3.2. In its external projection, which does not define itself through the formalistic language of aesthetics, art deals with imagined sociopolitical meanings, which are impossible to place within the repressive logic of institutionalization. For an example, Castoriadis recently developed the theory of “imagined institutes of society”. Riding the wave of situationism and l’action direct of the 1960s (for an example, students come into a bourgeois restaurant, but have dinner standing up, not sitting down), autonomy is understood as the project of autonomizing sociality itself; the “eternal” social institutes are desacralized and all social establishments are freely defined by individuals.

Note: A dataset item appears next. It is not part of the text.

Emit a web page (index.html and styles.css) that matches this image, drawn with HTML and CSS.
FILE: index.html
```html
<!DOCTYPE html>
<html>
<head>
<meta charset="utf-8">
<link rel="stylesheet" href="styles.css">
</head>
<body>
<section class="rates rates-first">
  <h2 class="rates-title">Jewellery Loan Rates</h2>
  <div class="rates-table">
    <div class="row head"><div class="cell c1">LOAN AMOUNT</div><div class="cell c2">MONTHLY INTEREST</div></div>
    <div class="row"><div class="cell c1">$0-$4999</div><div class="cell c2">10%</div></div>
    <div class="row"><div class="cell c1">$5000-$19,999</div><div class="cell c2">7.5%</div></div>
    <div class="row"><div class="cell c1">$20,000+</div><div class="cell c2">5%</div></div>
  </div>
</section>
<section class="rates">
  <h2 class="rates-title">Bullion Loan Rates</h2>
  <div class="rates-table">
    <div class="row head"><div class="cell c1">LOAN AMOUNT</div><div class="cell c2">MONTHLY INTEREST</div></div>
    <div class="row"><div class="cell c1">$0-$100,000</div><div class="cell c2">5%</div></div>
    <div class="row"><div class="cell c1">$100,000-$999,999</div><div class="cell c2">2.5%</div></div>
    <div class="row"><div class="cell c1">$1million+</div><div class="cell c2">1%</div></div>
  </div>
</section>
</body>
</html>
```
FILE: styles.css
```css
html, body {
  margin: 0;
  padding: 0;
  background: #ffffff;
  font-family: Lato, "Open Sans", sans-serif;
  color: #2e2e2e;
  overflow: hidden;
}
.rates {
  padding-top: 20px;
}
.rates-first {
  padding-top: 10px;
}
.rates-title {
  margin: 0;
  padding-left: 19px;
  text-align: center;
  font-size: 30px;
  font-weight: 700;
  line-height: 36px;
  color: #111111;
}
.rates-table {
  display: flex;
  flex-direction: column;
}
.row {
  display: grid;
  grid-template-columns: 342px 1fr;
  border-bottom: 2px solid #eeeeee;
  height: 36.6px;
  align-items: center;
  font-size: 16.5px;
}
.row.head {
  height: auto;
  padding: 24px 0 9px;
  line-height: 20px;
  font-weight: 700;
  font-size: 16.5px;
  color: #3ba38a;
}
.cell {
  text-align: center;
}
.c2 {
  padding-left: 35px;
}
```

Should art develop such models? – It seems to me that such models do not simply trace the logic of the avantgarde. Their logic is not the logic of a spatial contiguity (of an avantgarde caught in constant “transgression”); instead, it might be considered as the logic of coextensivity. Autonomism is neither formalistic isolation nor old-fashioned аvantgarde expansion – all strategic vectors of the dilemna to enter/not to enter. Instead, it consists in the very precise search for society’s proto-independent zones, an exploration of those imagined meanings which are concentrated around the power centers of alienating institutionalization. (People dressed in aqualungs, in a sterile office space, as though emphasizing its suffocating atmosphere? A Berlin dervish, entangled in the everpresent power-lines of public-security in the building of the Reichstag? Other random examples of works by contemporary artists?)
3.3. Here, it is also necessary to recollect the old Hegelian-Marxist concept of the contradiction, which sees conflict as a counterbalance to the peaceful Kantian formalism of the autonomy of the aesthetical. The openness to contradiction, which creates a diagonal slash through the identity-frameworks of the artist / community/ institutions, removes the neurotic problem of detechting one’s own borders, of constantly orienting oneself toward the System’s alarm-sensors. Having tasted a mere sampling of contradiction in the field of its own homogeneous emancipation, constantly aware of the Others’ shortages in freedom and imagination, radiating the energy of the huge archive that documents nearly 100 years of autonomist battles, art may indeed be capable of quitting the game of ritualized codes of resistance, which it has inherited from the last century.